Once it is magically cleansed and restored to order, what will stop it rapidly becoming just as bad again? What controls are to be introduced into the process (technical and/or human) to prevent the data quality from decaying? What root cause analysis will be done on the current state of the register to identify what part(s) of our democratic process have failed to keep pace with modern Ireland?
 I note that Fiona O’Malley TD (she of “I was registered twice” fame) will be tabling a motion at the PD Annual Conference to introduce a new system based on PPS numbers (similar to US Social Security Number). This is a commendable suggestion in principle – an additional data marker would make the matching of names and addresss data more accurate. The general rule is name+address+1 other. However, the capture of more information in a process that is broken without the necessary changes to processes (people processes and technology processes).

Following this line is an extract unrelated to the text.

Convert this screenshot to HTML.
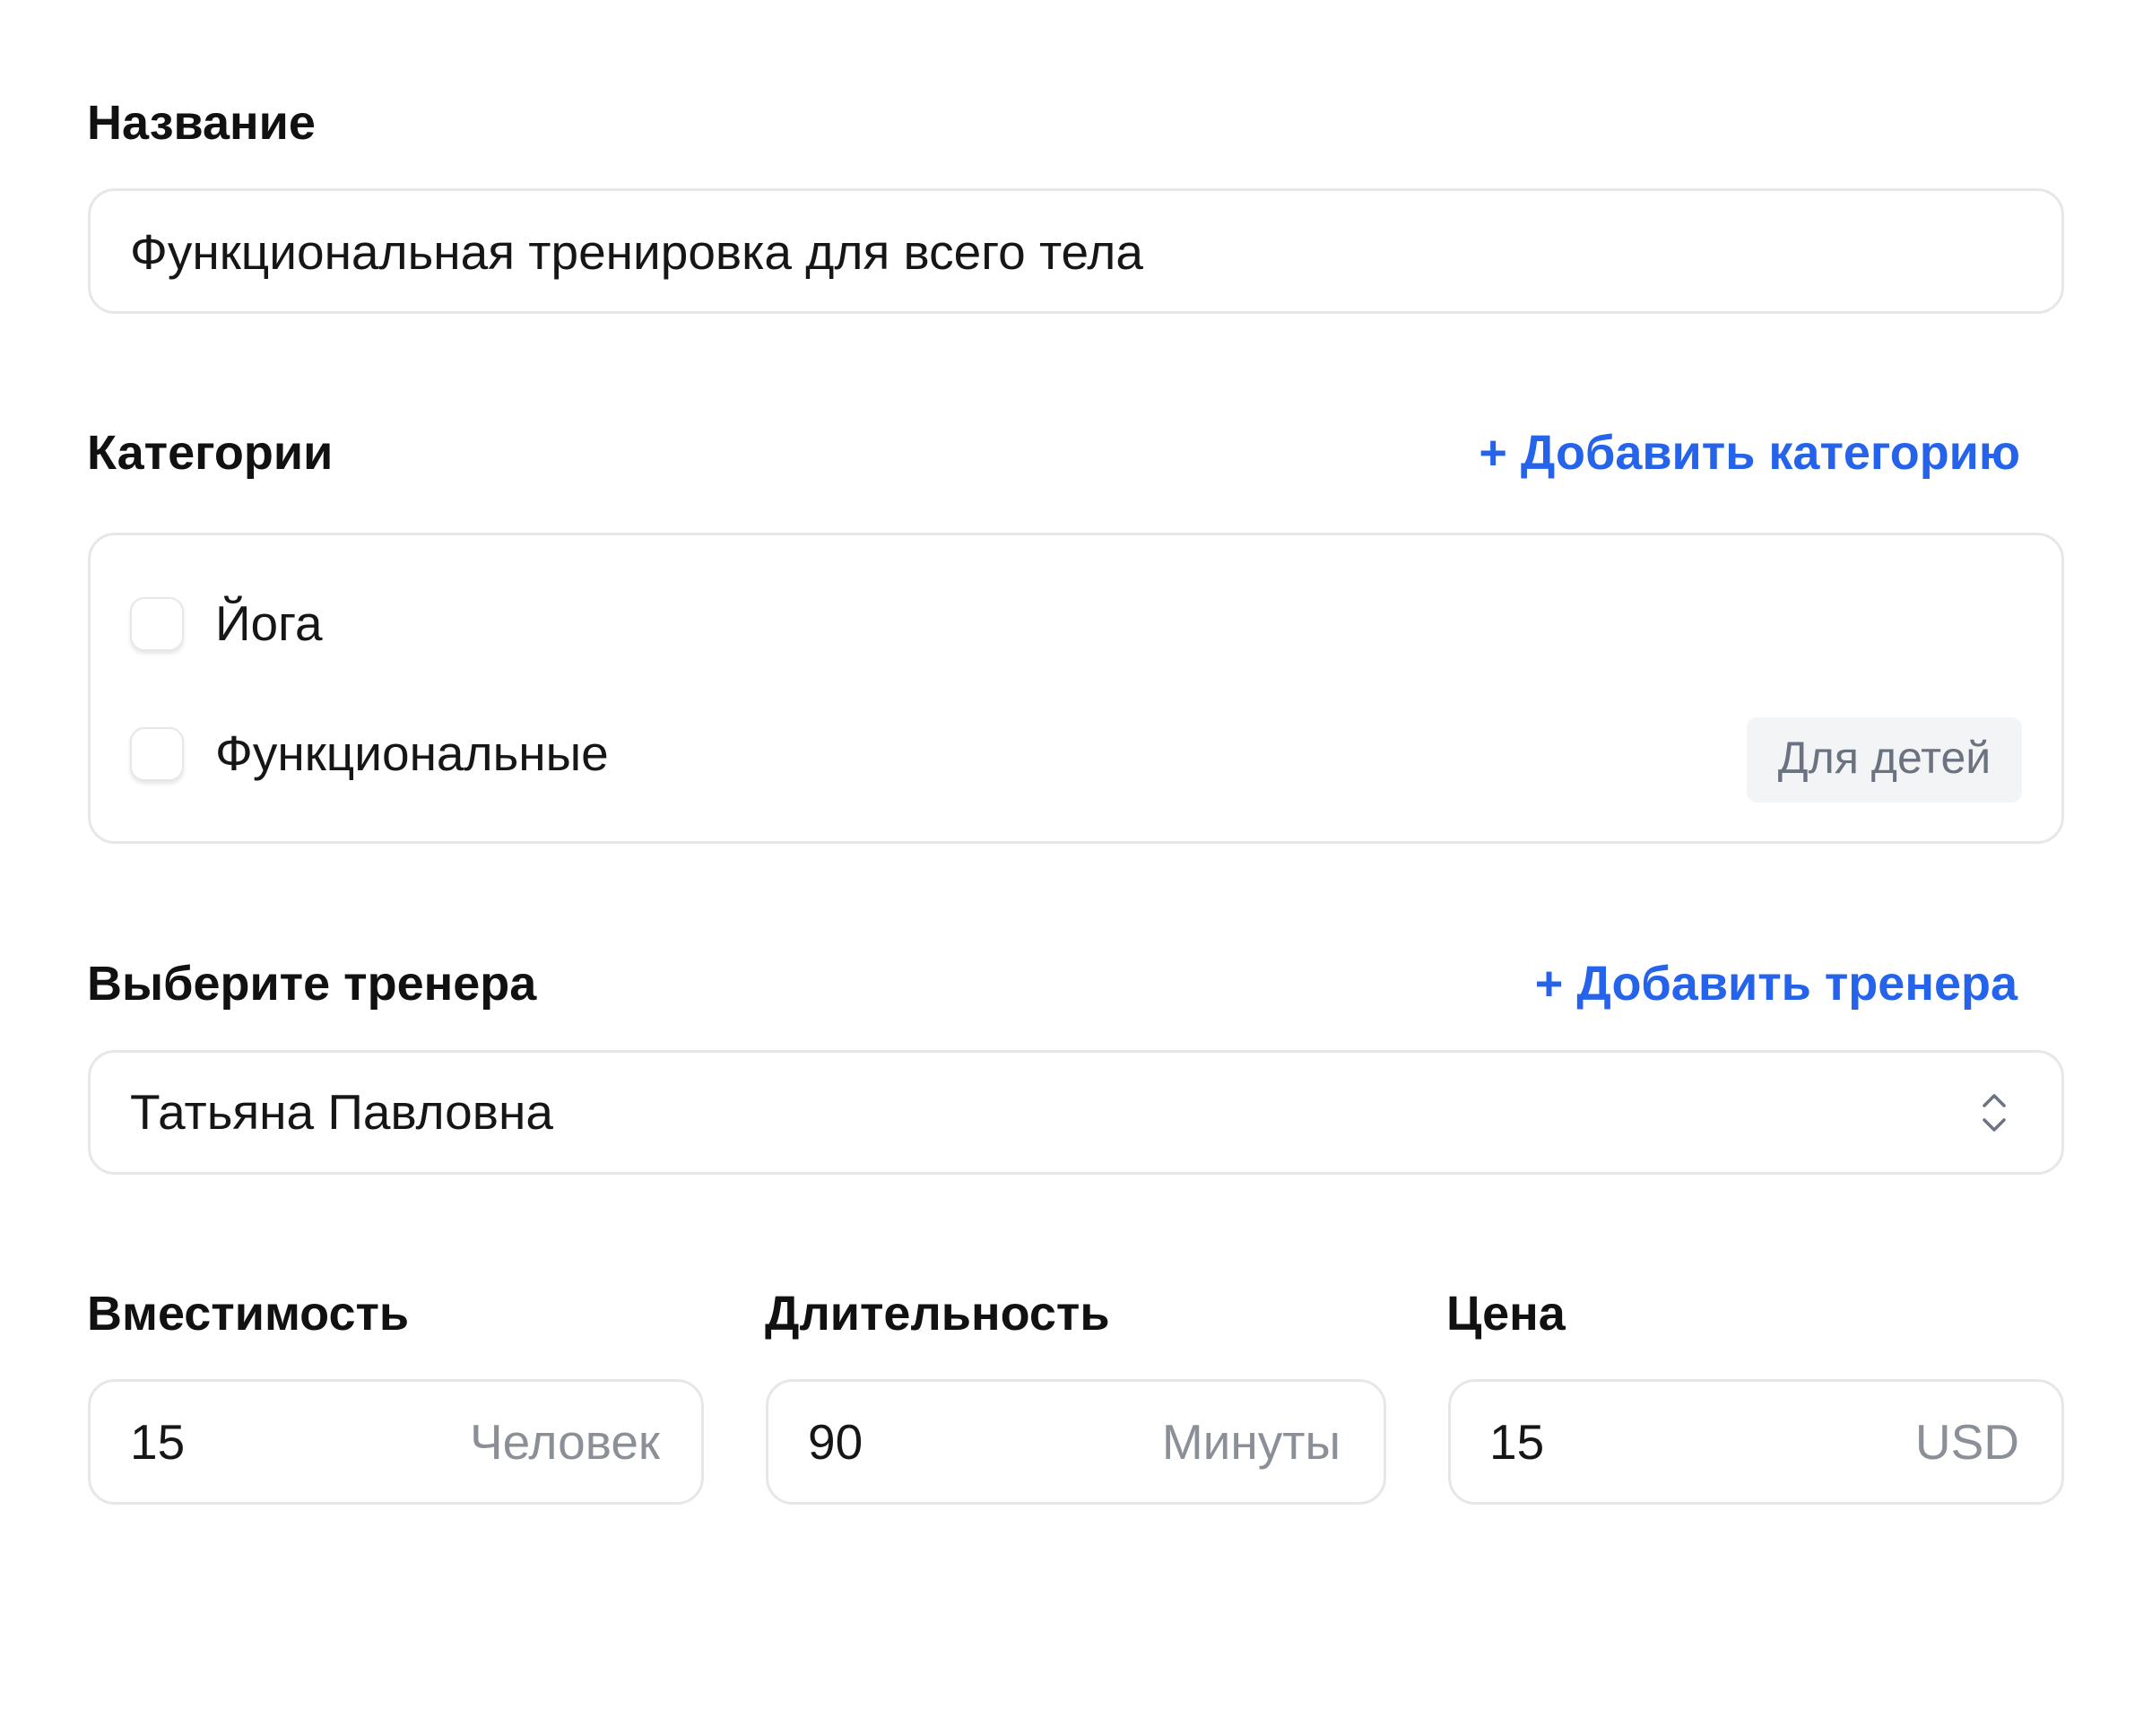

Is there a centralised electronic register within which the occurences of duplicate PPS numbers can be identified? Would the Data Protection Commissioner permit the use of PPS numbers for this purpose? What controls would be in place to ensure the accuracy of the pps numbers input (ie to prevent miskeying or transposition errors or simply incorrect PPS numbers being used)? Would all of this be ready in time?
As one of the key problems is that people are registered at multiple addresses perhaps the use of a question on a voter registration form about where the person lived before if they have been living at their current address less than 3 years would be a useful check moving forward. However in the absence of a PPS number or other additional data marker it may not be advisable to start matching people at old addresses against other regional electoral rolls.
 More data does not necessarily mean better quality information unless the processes that create, use and maintain that information are addressed to ensure that they too are capable of delivering a quality product.
What we are seeing could be described as tactics without a strategy. Deploying enumerators into the field to do scrap and rework on the data is a tactic. Without a strategy to improve, and to continously improve what W.Edwards Deming called the “means of production” – the process by which the register is complied and managed- that tactic will never achieve, on a sustainable basis, the capacity to meet or exceed the expectations of the citizens or the political classes.
If enumerators are available then they should be utilised. However they should be utilised in the context of a clear vision and strategy for the management of electoral register data.
 Some suggestions:
1) Assess the Information Architecture for the Electoral process
- Are all Local Authorities holding data in the same formats?
- Do all Local Authorities understand and call core concepts in the electoral process by the same name (ie voter or citizen – are they the same thing?
- Map the processes for Electoral data management – do they make sense?
- If the information is held locally, ask if the architecture and processes allowed for the information to be stored centrally would the risk of problems be reduced?
 2) Conduct a Root Cause Analysis on the current situation using TQM techniques
- A ‘fishbone’ diagram is a useful tool to identify what the contributing factors to the electoral register issues actually are.
- Efforts can then be focussed on actual causes rather than perceived causes and efforts can be prioritised by impacts
- ‘Speak with data’ – measure the impacts of these potential causes and prioritise.
- Institute Leadership to breakdown barriers between areas (what Pat Rabitte has called the “traditions” that prevent solutions being implemented).
 3) Clean up the historic problems, but at the same time fix defective processes to prevent recurrence.
- Scrap and Rework is a non value-adding activity.
- Cost savings, efficiencies and sustainable quality come about through tackling the ‘means of production’ to build quality in rather than inspecting defects out.
What role for the CSO in all of this longer term stuff? Once the processes are addressed to build quality in and the legacy sh!te data is cleaned up, regular measurement and control of the Electoral register will be required to ensure that the processes continue to function correctly. This is statistical process control, a well proven technique. A perfect role for statisticians.
As for the obstacles to all of this, Pat Rabitte of the Labour Party is right to point a finger at tradition and the civil service mindset of silo’d thinking. However there are certain other things such as the Data Protection Act and the Statistics Act that need to be borne in mind also.